• _Dataset excerpt_:
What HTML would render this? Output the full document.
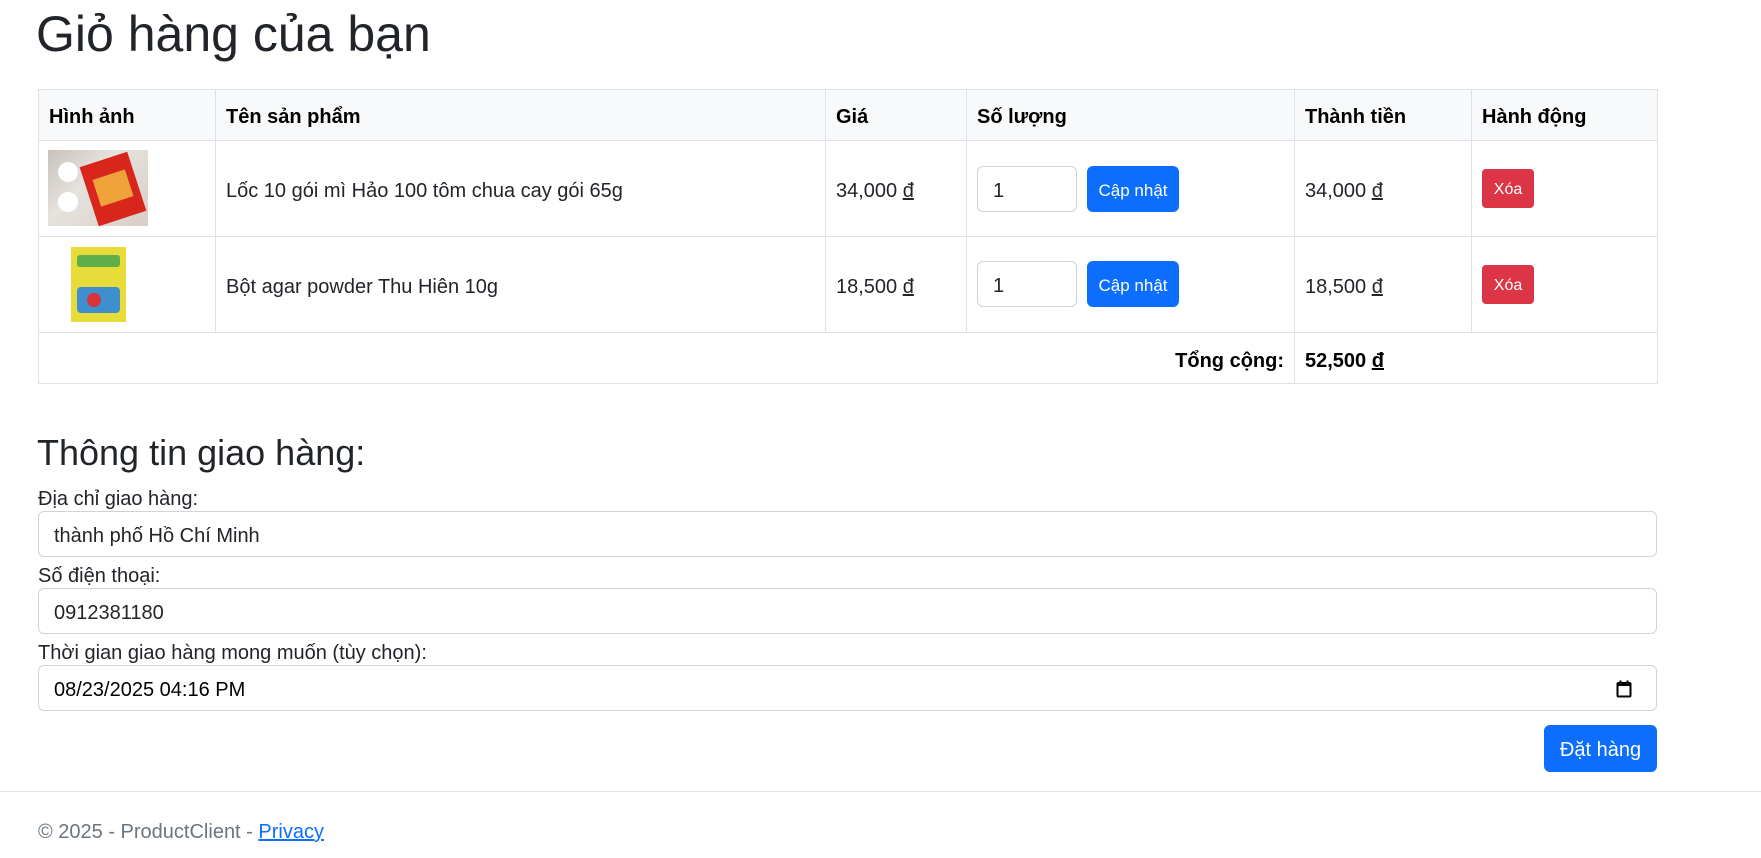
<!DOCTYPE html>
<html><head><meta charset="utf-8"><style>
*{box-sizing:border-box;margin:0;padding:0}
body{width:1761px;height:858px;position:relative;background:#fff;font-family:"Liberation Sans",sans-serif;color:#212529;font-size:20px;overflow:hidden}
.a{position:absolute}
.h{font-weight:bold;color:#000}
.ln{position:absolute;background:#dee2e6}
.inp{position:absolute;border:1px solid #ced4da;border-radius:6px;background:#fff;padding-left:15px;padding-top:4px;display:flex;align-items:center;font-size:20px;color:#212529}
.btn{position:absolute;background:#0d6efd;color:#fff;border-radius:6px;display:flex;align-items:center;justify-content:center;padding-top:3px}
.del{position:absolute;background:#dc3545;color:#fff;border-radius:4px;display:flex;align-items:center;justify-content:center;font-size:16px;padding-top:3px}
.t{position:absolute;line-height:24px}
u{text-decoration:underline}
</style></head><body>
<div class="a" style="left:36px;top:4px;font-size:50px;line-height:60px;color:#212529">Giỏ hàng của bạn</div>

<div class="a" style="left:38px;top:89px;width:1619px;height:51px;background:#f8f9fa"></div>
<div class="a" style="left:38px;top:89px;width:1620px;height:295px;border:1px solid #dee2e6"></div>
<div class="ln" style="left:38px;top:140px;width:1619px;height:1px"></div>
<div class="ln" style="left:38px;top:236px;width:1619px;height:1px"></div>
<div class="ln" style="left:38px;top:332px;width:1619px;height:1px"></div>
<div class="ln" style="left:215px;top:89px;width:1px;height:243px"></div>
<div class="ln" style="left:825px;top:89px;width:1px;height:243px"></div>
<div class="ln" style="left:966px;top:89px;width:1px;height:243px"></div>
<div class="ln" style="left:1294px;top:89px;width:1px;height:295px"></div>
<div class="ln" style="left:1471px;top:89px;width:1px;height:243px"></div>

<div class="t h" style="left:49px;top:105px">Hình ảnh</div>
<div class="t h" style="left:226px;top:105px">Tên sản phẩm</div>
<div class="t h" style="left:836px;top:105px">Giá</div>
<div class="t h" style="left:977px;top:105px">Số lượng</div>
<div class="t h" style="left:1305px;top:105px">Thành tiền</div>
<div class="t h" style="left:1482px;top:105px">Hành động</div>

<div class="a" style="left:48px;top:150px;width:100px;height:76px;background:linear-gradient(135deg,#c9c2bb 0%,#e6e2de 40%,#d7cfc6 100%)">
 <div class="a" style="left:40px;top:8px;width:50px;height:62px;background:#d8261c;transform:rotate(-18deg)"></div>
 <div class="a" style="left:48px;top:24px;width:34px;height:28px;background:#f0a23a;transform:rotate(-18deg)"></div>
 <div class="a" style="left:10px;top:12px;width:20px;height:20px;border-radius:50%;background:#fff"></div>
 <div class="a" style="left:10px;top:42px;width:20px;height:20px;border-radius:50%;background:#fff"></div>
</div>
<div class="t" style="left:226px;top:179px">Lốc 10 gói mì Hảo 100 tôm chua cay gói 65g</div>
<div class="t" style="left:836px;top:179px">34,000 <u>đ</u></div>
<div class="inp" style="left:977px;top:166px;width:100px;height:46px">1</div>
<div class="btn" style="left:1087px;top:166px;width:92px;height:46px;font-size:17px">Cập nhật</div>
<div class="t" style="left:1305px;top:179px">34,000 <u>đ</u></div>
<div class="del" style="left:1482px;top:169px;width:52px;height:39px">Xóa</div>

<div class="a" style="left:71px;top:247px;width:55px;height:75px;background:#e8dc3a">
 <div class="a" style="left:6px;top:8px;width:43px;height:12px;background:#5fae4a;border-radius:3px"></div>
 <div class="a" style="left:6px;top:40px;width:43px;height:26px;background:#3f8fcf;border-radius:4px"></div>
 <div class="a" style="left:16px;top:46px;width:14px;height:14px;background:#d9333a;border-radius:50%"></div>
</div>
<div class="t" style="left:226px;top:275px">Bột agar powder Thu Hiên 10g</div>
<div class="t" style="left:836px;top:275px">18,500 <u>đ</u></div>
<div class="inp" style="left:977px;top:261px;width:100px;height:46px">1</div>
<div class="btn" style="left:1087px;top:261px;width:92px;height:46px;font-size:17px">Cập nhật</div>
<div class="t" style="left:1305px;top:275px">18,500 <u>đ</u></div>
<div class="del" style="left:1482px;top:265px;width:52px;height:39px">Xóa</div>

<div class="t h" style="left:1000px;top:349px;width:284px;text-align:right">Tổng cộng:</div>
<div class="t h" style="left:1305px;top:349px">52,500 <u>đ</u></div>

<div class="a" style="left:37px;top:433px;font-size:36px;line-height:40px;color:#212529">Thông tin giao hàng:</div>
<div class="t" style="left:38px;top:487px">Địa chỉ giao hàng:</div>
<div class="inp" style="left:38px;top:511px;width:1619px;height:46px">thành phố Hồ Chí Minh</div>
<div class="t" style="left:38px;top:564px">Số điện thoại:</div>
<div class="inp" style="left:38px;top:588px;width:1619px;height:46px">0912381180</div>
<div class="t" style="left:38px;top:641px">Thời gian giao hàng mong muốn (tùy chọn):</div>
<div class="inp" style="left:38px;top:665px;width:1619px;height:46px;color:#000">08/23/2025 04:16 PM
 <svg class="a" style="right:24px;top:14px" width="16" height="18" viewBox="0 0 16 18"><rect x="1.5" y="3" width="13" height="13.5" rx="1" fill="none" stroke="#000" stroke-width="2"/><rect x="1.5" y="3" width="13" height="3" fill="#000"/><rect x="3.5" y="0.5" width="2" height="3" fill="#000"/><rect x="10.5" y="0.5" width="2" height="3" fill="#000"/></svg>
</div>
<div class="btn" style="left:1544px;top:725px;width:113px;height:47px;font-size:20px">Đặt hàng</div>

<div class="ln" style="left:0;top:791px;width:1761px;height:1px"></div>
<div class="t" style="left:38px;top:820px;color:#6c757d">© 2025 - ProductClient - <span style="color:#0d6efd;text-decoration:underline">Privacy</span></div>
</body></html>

• _Brief_: Reproduce each line word for word and drop the pictures.

• _Result_:
What HTML would render this? Output the full document.
<!DOCTYPE html>
<html><head><meta charset="utf-8"><style>
*{box-sizing:border-box;margin:0;padding:0}
body{width:1761px;height:858px;position:relative;background:#fff;font-family:"Liberation Sans",sans-serif;color:#212529;font-size:20px;overflow:hidden}
.a{position:absolute}
.h{font-weight:bold;color:#000}
.ln{position:absolute;background:#dee2e6}
.inp{position:absolute;border:1px solid #ced4da;border-radius:6px;background:#fff;padding-left:15px;padding-top:4px;display:flex;align-items:center;font-size:20px;color:#212529}
.btn{position:absolute;background:#0d6efd;color:#fff;border-radius:6px;display:flex;align-items:center;justify-content:center;padding-top:3px}
.del{position:absolute;background:#dc3545;color:#fff;border-radius:4px;display:flex;align-items:center;justify-content:center;font-size:16px;padding-top:3px}
.t{position:absolute;line-height:24px}
u{text-decoration:underline}
</style></head><body>
<div class="a" style="left:36px;top:4px;font-size:50px;line-height:60px;color:#212529">Giỏ hàng của bạn</div>

<div class="a" style="left:38px;top:89px;width:1619px;height:51px;background:#f8f9fa"></div>
<div class="a" style="left:38px;top:89px;width:1620px;height:295px;border:1px solid #dee2e6"></div>
<div class="ln" style="left:38px;top:140px;width:1619px;height:1px"></div>
<div class="ln" style="left:38px;top:236px;width:1619px;height:1px"></div>
<div class="ln" style="left:38px;top:332px;width:1619px;height:1px"></div>
<div class="ln" style="left:215px;top:89px;width:1px;height:243px"></div>
<div class="ln" style="left:825px;top:89px;width:1px;height:243px"></div>
<div class="ln" style="left:966px;top:89px;width:1px;height:243px"></div>
<div class="ln" style="left:1294px;top:89px;width:1px;height:295px"></div>
<div class="ln" style="left:1471px;top:89px;width:1px;height:243px"></div>

<div class="t h" style="left:49px;top:105px">Hình ảnh</div>
<div class="t h" style="left:226px;top:105px">Tên sản phẩm</div>
<div class="t h" style="left:836px;top:105px">Giá</div>
<div class="t h" style="left:977px;top:105px">Số lượng</div>
<div class="t h" style="left:1305px;top:105px">Thành tiền</div>
<div class="t h" style="left:1482px;top:105px">Hành động</div>

<div class="a" style="left:48px;top:150px;width:100px;height:76px;background:linear-gradient(135deg,#c9c2bb 0%,#e6e2de 40%,#d7cfc6 100%)">
 <div class="a" style="left:40px;top:8px;width:50px;height:62px;background:#d8261c;transform:rotate(-18deg)"></div>
 <div class="a" style="left:48px;top:24px;width:34px;height:28px;background:#f0a23a;transform:rotate(-18deg)"></div>
 <div class="a" style="left:10px;top:12px;width:20px;height:20px;border-radius:50%;background:#fff"></div>
 <div class="a" style="left:10px;top:42px;width:20px;height:20px;border-radius:50%;background:#fff"></div>
</div>
<div class="t" style="left:226px;top:179px">Lốc 10 gói mì Hảo 100 tôm chua cay gói 65g</div>
<div class="t" style="left:836px;top:179px">34,000 <u>đ</u></div>
<div class="inp" style="left:977px;top:166px;width:100px;height:46px">1</div>
<div class="btn" style="left:1087px;top:166px;width:92px;height:46px;font-size:17px">Cập nhật</div>
<div class="t" style="left:1305px;top:179px">34,000 <u>đ</u></div>
<div class="del" style="left:1482px;top:169px;width:52px;height:39px">Xóa</div>

<div class="a" style="left:71px;top:247px;width:55px;height:75px;background:#e8dc3a">
 <div class="a" style="left:6px;top:8px;width:43px;height:12px;background:#5fae4a;border-radius:3px"></div>
 <div class="a" style="left:6px;top:40px;width:43px;height:26px;background:#3f8fcf;border-radius:4px"></div>
 <div class="a" style="left:16px;top:46px;width:14px;height:14px;background:#d9333a;border-radius:50%"></div>
</div>
<div class="t" style="left:226px;top:275px">Bột agar powder Thu Hiên 10g</div>
<div class="t" style="left:836px;top:275px">18,500 <u>đ</u></div>
<div class="inp" style="left:977px;top:261px;width:100px;height:46px">1</div>
<div class="btn" style="left:1087px;top:261px;width:92px;height:46px;font-size:17px">Cập nhật</div>
<div class="t" style="left:1305px;top:275px">18,500 <u>đ</u></div>
<div class="del" style="left:1482px;top:265px;width:52px;height:39px">Xóa</div>

<div class="t h" style="left:1000px;top:349px;width:284px;text-align:right">Tổng cộng:</div>
<div class="t h" style="left:1305px;top:349px">52,500 <u>đ</u></div>

<div class="a" style="left:37px;top:433px;font-size:36px;line-height:40px;color:#212529">Thông tin giao hàng:</div>
<div class="t" style="left:38px;top:487px">Địa chỉ giao hàng:</div>
<div class="inp" style="left:38px;top:511px;width:1619px;height:46px">thành phố Hồ Chí Minh</div>
<div class="t" style="left:38px;top:564px">Số điện thoại:</div>
<div class="inp" style="left:38px;top:588px;width:1619px;height:46px">0912381180</div>
<div class="t" style="left:38px;top:641px">Thời gian giao hàng mong muốn (tùy chọn):</div>
<div class="inp" style="left:38px;top:665px;width:1619px;height:46px;color:#000">08/23/2025 04:16 PM
 <svg class="a" style="right:24px;top:14px" width="16" height="18" viewBox="0 0 16 18"><rect x="1.5" y="3" width="13" height="13.5" rx="1" fill="none" stroke="#000" stroke-width="2"/><rect x="1.5" y="3" width="13" height="3" fill="#000"/><rect x="3.5" y="0.5" width="2" height="3" fill="#000"/><rect x="10.5" y="0.5" width="2" height="3" fill="#000"/></svg>
</div>
<div class="btn" style="left:1544px;top:725px;width:113px;height:47px;font-size:20px">Đặt hàng</div>

<div class="ln" style="left:0;top:791px;width:1761px;height:1px"></div>
<div class="t" style="left:38px;top:820px;color:#6c757d">© 2025 - ProductClient - <span style="color:#0d6efd;text-decoration:underline">Privacy</span></div>
</body></html>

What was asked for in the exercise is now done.